The listing below should be printed exactly, every line of it. Skip the pictures.

## Raw data
[start]

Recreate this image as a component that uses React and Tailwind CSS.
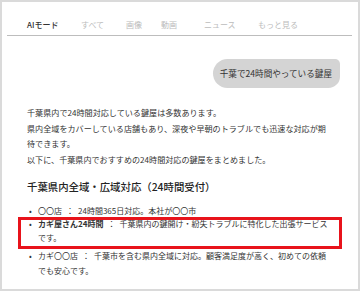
export default function App() {
  const font = { fontFamily: '"Noto Sans CJK JP", "Noto Sans", sans-serif' };
  return (
    <div
      className="w-[360px] h-[291px] bg-white border-2 border-[#dadada] overflow-hidden text-[#333]"
      style={font}
    >
      {/* tabs */}
      <div className="mx-[5px] mr-[6px] pt-[17px] pb-[4px] border-b border-[#bdbdbd] flex pl-[20px] text-[8px] leading-[12px]">
        <div className="w-[54px] font-medium text-[#333]">AIモード</div>
        <div className="w-[45px] text-[#bcbcbc]">すべて</div>
        <div className="w-[35px] text-[#bcbcbc]">画像</div>
        <div className="w-[43px] text-[#bcbcbc]">動画</div>
        <div className="w-[54px] text-[#bcbcbc]">ニュース</div>
        <div className="text-[#bcbcbc]">もっと見る</div>
      </div>

      {/* bubble */}
      <div className="flex justify-end pr-[18px] mt-[23px]">
        <div className="h-[29px] flex items-center pl-[7px] pr-[8px] bg-[#d4d4d4] rounded-l-[15px] rounded-tr-[5px] rounded-br-[12px] text-[8.6px] text-[#333]">
          千葉で24時間やっている鍵屋
        </div>
      </div>

      {/* paragraph */}
      <div className="pl-[25px] mt-[17px] w-[330px] text-[8.1px] leading-[15.5px] text-[#333]">
        <p>千葉県内で24時間対応している鍵屋は多数あります。</p>
        <p>
          県内全域をカバーしている店舗もあり、深夜や早朝のトラブルでも迅速な対応が期
          <br />
          待できます。
        </p>
        <p>以下に、千葉県内でおすすめの24時間対応の鍵屋をまとめました。</p>
      </div>

      {/* heading */}
      <h2 className="pl-[25px] mt-[12px] text-[10.4px] leading-[16px] font-medium text-[#222]">
        千葉県内全域・広域対応（24時間受付）
      </h2>

      {/* list */}
      <div className="relative mt-[9px] pl-[25px] text-[8px] leading-[15px] text-[#333]">
        <div className="flex leading-[13px]">
          <span className="w-[11px] pl-[2px]">•</span>
          <span className="whitespace-nowrap">〇〇店{"\u2002"}：{"\u2002"}24時間365日対応。本社が〇〇市</span>
        </div>
        <div className="flex leading-[14px]">
          <span className="w-[11px] pl-[2px]">•</span>
          <span className="whitespace-nowrap">
            <span className="font-bold">カギ屋さん24時間</span>{"\u2002"}：{"\u2002"}千葉県内の鍵開け・紛失トラブルに特化した出張サービス
            <br />
            です。
          </span>
        </div>
        <div className="flex mt-[3px]">
          <span className="w-[11px] pl-[2px]">•</span>
          <span className="whitespace-nowrap">
            カギ〇〇店{"\u2002"}：{"\u2002"}千葉市を含む県内全域に対応。顧客満足度が高く、初めての依頼
            <br />
            でも安心です。
          </span>
        </div>
        <div className="absolute left-[16px] top-[13px] w-[324px] h-[32px] border-[3px] border-[#e8131b]" />
      </div>
    </div>
  );
}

[end]

## Correct result
Recreate this image as a component that uses React and Tailwind CSS.
export default function App() {
  const font = { fontFamily: '"Noto Sans CJK JP", "Noto Sans", sans-serif' };
  return (
    <div
      className="w-[360px] h-[291px] bg-white border-2 border-[#dadada] overflow-hidden text-[#333]"
      style={font}
    >
      {/* tabs */}
      <div className="mx-[5px] mr-[6px] pt-[17px] pb-[4px] border-b border-[#bdbdbd] flex pl-[20px] text-[8px] leading-[12px]">
        <div className="w-[54px] font-medium text-[#333]">AIモード</div>
        <div className="w-[45px] text-[#bcbcbc]">すべて</div>
        <div className="w-[35px] text-[#bcbcbc]">画像</div>
        <div className="w-[43px] text-[#bcbcbc]">動画</div>
        <div className="w-[54px] text-[#bcbcbc]">ニュース</div>
        <div className="text-[#bcbcbc]">もっと見る</div>
      </div>

      {/* bubble */}
      <div className="flex justify-end pr-[18px] mt-[23px]">
        <div className="h-[29px] flex items-center pl-[7px] pr-[8px] bg-[#d4d4d4] rounded-l-[15px] rounded-tr-[5px] rounded-br-[12px] text-[8.6px] text-[#333]">
          千葉で24時間やっている鍵屋
        </div>
      </div>

      {/* paragraph */}
      <div className="pl-[25px] mt-[17px] w-[330px] text-[8.1px] leading-[15.5px] text-[#333]">
        <p>千葉県内で24時間対応している鍵屋は多数あります。</p>
        <p>
          県内全域をカバーしている店舗もあり、深夜や早朝のトラブルでも迅速な対応が期
          <br />
          待できます。
        </p>
        <p>以下に、千葉県内でおすすめの24時間対応の鍵屋をまとめました。</p>
      </div>

      {/* heading */}
      <h2 className="pl-[25px] mt-[12px] text-[10.4px] leading-[16px] font-medium text-[#222]">
        千葉県内全域・広域対応（24時間受付）
      </h2>

      {/* list */}
      <div className="relative mt-[9px] pl-[25px] text-[8px] leading-[15px] text-[#333]">
        <div className="flex leading-[13px]">
          <span className="w-[11px] pl-[2px]">•</span>
          <span className="whitespace-nowrap">〇〇店{"\u2002"}：{"\u2002"}24時間365日対応。本社が〇〇市</span>
        </div>
        <div className="flex leading-[14px]">
          <span className="w-[11px] pl-[2px]">•</span>
          <span className="whitespace-nowrap">
            <span className="font-bold">カギ屋さん24時間</span>{"\u2002"}：{"\u2002"}千葉県内の鍵開け・紛失トラブルに特化した出張サービス
            <br />
            です。
          </span>
        </div>
        <div className="flex mt-[3px]">
          <span className="w-[11px] pl-[2px]">•</span>
          <span className="whitespace-nowrap">
            カギ〇〇店{"\u2002"}：{"\u2002"}千葉市を含む県内全域に対応。顧客満足度が高く、初めての依頼
            <br />
            でも安心です。
          </span>
        </div>
        <div className="absolute left-[16px] top-[13px] w-[324px] h-[32px] border-[3px] border-[#e8131b]" />
      </div>
    </div>
  );
}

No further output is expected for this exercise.